Für viele Schreibende sind Honorare aus Lesungen, Festivalauftritten und anderen literarischen Veranstaltungen ein unverzichtbarer Teil ihres Einkommens. Diese Einnahmen fallen mit dem Rückgang solcher Formate weg – in einer Branche, in der die meisten ohnehin schon unter prekären Bedingungen arbeiten. Noch bedrohlicher ist jedoch die langfristige Perspektive: Ohne ausreichende Sichtbarkeit und Plattformen werden neue Autorinnen kaum mehr die Chance haben, ein Publikum zu finden. Viele könnten gezwungen sein, ihre schriftstellerische Tätigkeit aufzugeben, was die Vielfalt und Qualität der Literaturlandschaft in Berlin und darüber hinaus massiv einschränken würde. Ein Klima, das Kreativität erstickt, anstatt sie zu fördern, wird Berlin letztlich mehr kosten, als es spart. Und das Fehlen von Kreativität in Berlin wird sicherlich nicht zu vermehrter Kreativität in Uelzen führen. An einer schwindenden Literaturlandschaft in Berlin wird der gesamte deutschsprachige Raum leiden.
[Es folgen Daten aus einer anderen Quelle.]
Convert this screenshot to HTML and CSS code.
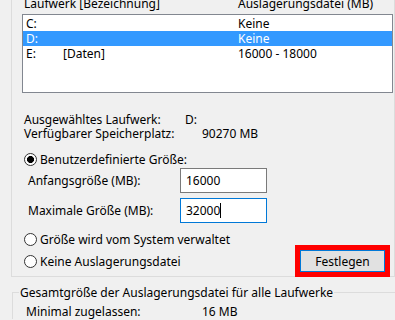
FILE: index.html
```html
<!DOCTYPE html>
<html lang="de">
<head>
    <meta charset="UTF-8">
    <title>Virtueller Arbeitsspeicher</title>
    <link rel="stylesheet" href="styles.css">
</head>
<body>
    <div class="group-top">
        <div class="list-head">
            <span>Laufwerk [Bezeichnung]</span>
            <span>Auslagerungsdatei (MB)</span>
        </div>

        <!-- Drive list -->
        <div class="listbox">
            <div class="row"><span>C:</span><span></span><span>Keine</span></div>
            <div class="row selected"><span>D:</span><span></span><span>Keine</span></div>
            <div class="row"><span>E:</span><span>[Daten]</span><span>16000 - 18000</span></div>
        </div>

        <div class="info">
            <div class="info-row"><span class="info-label">Ausgewähltes Laufwerk:</span><span>D:</span></div>
            <div class="info-row"><span class="info-label wide">Verfügbarer Speicherplatz:</span><span>90270 MB</span></div>
        </div>

        <label class="radio-row first"><span class="radio checked"></span>Benutzerdefinierte Größe:</label>

        <div class="field-row">
            <span class="field-label">Anfangsgröße (MB):</span>
            <div class="field">16000</div>
        </div>
        <div class="field-row">
            <span class="field-label">Maximale Größe (MB):</span>
            <div class="field focused">32000<span class="caret"></span></div>
        </div>

        <label class="radio-row system"><span class="radio"></span>Größe wird vom System verwaltet</label>
        <div class="bottom-row">
            <label class="radio-row"><span class="radio"></span>Keine Auslagerungsdatei</label>
            <button class="set-button">Festlegen</button>
        </div>
    </div>

    <fieldset class="group-total">
        <legend>Gesamtgröße der Auslagerungsdatei für alle Laufwerke</legend>
        <div class="info-row"><span class="info-label total">Minimal zugelassen:</span><span>16 MB</span></div>
    </fieldset>
</body>
</html>
```

FILE: styles.css
```css
html {
    overflow: hidden;
}
body {
    margin: 0;
    background-color: #f0f0f0;
    font-family: "Noto Sans", "DejaVu Sans", sans-serif;
    font-size: 12px;
    color: #000;
    overflow: hidden;
    height: 320px;
}
.group-top {
    box-sizing: border-box;
    height: 281px;
    margin-left: 11px;
    border: 1px solid #dcdcdc;
    border-top: none;
}
.list-head {
    display: grid;
    grid-template-columns: 214px 1fr;
    margin-top: -4px;
    padding-left: 12px;
    height: 18px;
    line-height: 15px;
    color: #000;
}
.listbox {
    box-sizing: border-box;
    height: 79px;
    margin: 0 1px 0 10px;
    padding-top: 1px;
    background-color: #fff;
    border: 1px solid #828790;
}
.row {
    display: grid;
    grid-template-columns: 37px 175px 1fr;
    height: 15px;
    line-height: 15px;
    padding-left: 3px;
}
.row.selected {
    background-color: #3399ff;
    color: #fff;
}
.info {
    margin-top: 20px;
    padding-left: 12px;
}
.info-row {
    display: flex;
    line-height: 14px;
}
.info-label {
    width: 161px;
}
.info-label.wide {
    width: 178px;
}
.radio-row {
    display: flex;
    align-items: center;
    height: 15px;
    line-height: 15px;
    padding-left: 12px;
}
.radio-row.first {
    margin-top: 11px;
}
.radio-row.system {
    margin-top: 9px;
}
.radio {
    box-sizing: border-box;
    width: 13px;
    height: 13px;
    margin-right: 3px;
    border: 1px solid #333;
    border-radius: 50%;
    background-color: #fff;
}
.radio.checked {
    background: radial-gradient(circle, #000 3.2px, #fff 3.8px);
}
.field-row {
    display: flex;
    align-items: center;
    margin-top: 1px;
    padding-left: 16px;
}
.field-row + .field-row {
    margin-top: 5px;
}
.field-label {
    width: 152px;
}
.field {
    box-sizing: border-box;
    display: flex;
    align-items: center;
    width: 87px;
    height: 25px;
    padding-left: 5px;
    background-color: #fff;
    border: 1px solid #7a7a7a;
}
.field.focused {
    border-color: #0078d7;
}
.caret {
    width: 1px;
    height: 15px;
    background-color: #000;
}
.bottom-row {
    display: flex;
    align-items: center;
    justify-content: space-between;
    margin-top: 3px;
    margin-right: 9px;
}
.bottom-row .radio-row {
    padding-left: 12px;
}
.set-button {
    box-sizing: border-box;
    width: 85px;
    height: 22px;
    padding: 0;
    font-family: inherit;
    font-size: 12px;
    color: #000;
    background-color: #e1e1e1;
    border: 1px solid #0078d7;
    outline: 5px solid #f00;
}
.group-total {
    margin: 8px 0 0 12px;
    padding: 0 0 0 6px;
    border: 1px solid #dcdcdc;
    border-right: none;
    border-bottom: none;
}
.group-total legend {
    padding: 0 1px;
    line-height: 15px;
}
.group-total .info-row {
    margin-top: 5px;
    padding-left: 7px;
}
.info-label.total {
    width: 176px;
}
```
Ab jetzt ein bisschen mehr Schwefel, Teufelsgeige und Stroboskop

Eine der für mich erstaunlichsten Erkenntnisse beim Beginn meines Studiums der Verlagswirtschaft in Leipzig war der große wirtschaftliche Faktor unserer Branche. Den vergessen wir jedoch immer wieder. Statt mit breitem Kreuz unsere Forderungen gegenüber der Politik durchzusetzen (Stichwort strukturelle Verlagsförderung), schielen wir mit einem Auge auf Spitzwegs "Armen Poeten" und freuen uns, dass das Dach noch dicht ist. Liebe Literaturmenschen, versteht unseren offenen Brief auch als eine Aufforderung an uns selbst: ab jetzt ein bisschen mehr Schwefel, Teufelsgeige und Stroboskop.